• _Problem to work on_
Output each line exactly as it appears, skipping any embedded picture.

• _Recorded data_
***

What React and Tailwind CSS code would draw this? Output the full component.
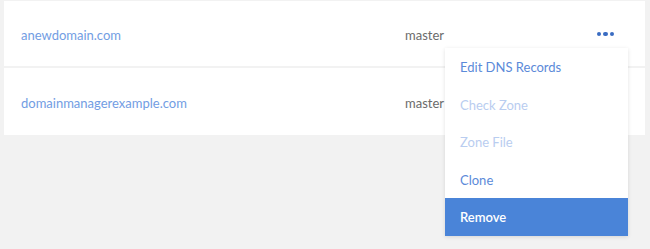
const rows = [
  { name: "anewdomain.com", type: "master" },
  { name: "domainmanagerexample.com", type: "master" },
];

const items = [
  { t: "Edit DNS Records", c: "text-[#5b8ad9]" },
  { t: "Check Zone", c: "text-[#b9cdf0]" },
  { t: "Zone File", c: "text-[#b9cdf0]" },
  { t: "Clone", c: "text-[#5b8ad9]" },
  { t: "Remove", c: "bg-[#4a84d8] text-white font-semibold" },
];

export default function App() {
  return (
    <div className="relative h-[249px] w-[650px] bg-[#f2f2f2] font-['Lato','Liberation_Sans',sans-serif] text-[13px]">
      <div className="absolute left-[4px] right-[5px] top-[1px] bg-white">
        {rows.map((r, i) => (
          <div
            key={r.name}
            className={`flex h-[67px] items-center pl-[17px] pr-[31px] pt-[4px] ${i === 0 ? "border-b-2 border-[#f2f2f2]" : ""}`}
          >
            <div className="w-[384px] text-[#729de3]">{r.name}</div>
            <div className="flex-1 text-[#6b6b6b]">{r.type}</div>
            {i === 0 ? (
              <div className="flex items-center gap-[2px] pb-[3px]">
                <span className="h-[4.5px] w-[4.5px] rounded-full bg-[#3a6cc2]" />
                <span className="h-[4.5px] w-[4.5px] rounded-full bg-[#3a6cc2]" />
                <span className="h-[4.5px] w-[4.5px] rounded-full bg-[#3a6cc2]" />
              </div>
            ) : null}
          </div>
        ))}
      </div>

      <div className="absolute left-[445px] top-[48px] w-[183px] bg-white shadow-[0_1px_4px_rgba(0,0,0,0.12)]">
        {items.map((it) => (
          <div key={it.t} className={`flex h-[37.6px] items-center pl-[15px] pt-[2px] ${it.c}`}>
            {it.t}
          </div>
        ))}
      </div>
    </div>
  );
}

***

• _Solution to this problem_
What React and Tailwind CSS code would draw this? Output the full component.
const rows = [
  { name: "anewdomain.com", type: "master" },
  { name: "domainmanagerexample.com", type: "master" },
];

const items = [
  { t: "Edit DNS Records", c: "text-[#5b8ad9]" },
  { t: "Check Zone", c: "text-[#b9cdf0]" },
  { t: "Zone File", c: "text-[#b9cdf0]" },
  { t: "Clone", c: "text-[#5b8ad9]" },
  { t: "Remove", c: "bg-[#4a84d8] text-white font-semibold" },
];

export default function App() {
  return (
    <div className="relative h-[249px] w-[650px] bg-[#f2f2f2] font-['Lato','Liberation_Sans',sans-serif] text-[13px]">
      <div className="absolute left-[4px] right-[5px] top-[1px] bg-white">
        {rows.map((r, i) => (
          <div
            key={r.name}
            className={`flex h-[67px] items-center pl-[17px] pr-[31px] pt-[4px] ${i === 0 ? "border-b-2 border-[#f2f2f2]" : ""}`}
          >
            <div className="w-[384px] text-[#729de3]">{r.name}</div>
            <div className="flex-1 text-[#6b6b6b]">{r.type}</div>
            {i === 0 ? (
              <div className="flex items-center gap-[2px] pb-[3px]">
                <span className="h-[4.5px] w-[4.5px] rounded-full bg-[#3a6cc2]" />
                <span className="h-[4.5px] w-[4.5px] rounded-full bg-[#3a6cc2]" />
                <span className="h-[4.5px] w-[4.5px] rounded-full bg-[#3a6cc2]" />
              </div>
            ) : null}
          </div>
        ))}
      </div>

      <div className="absolute left-[445px] top-[48px] w-[183px] bg-white shadow-[0_1px_4px_rgba(0,0,0,0.12)]">
        {items.map((it) => (
          <div key={it.t} className={`flex h-[37.6px] items-center pl-[15px] pt-[2px] ${it.c}`}>
            {it.t}
          </div>
        ))}
      </div>
    </div>
  );
}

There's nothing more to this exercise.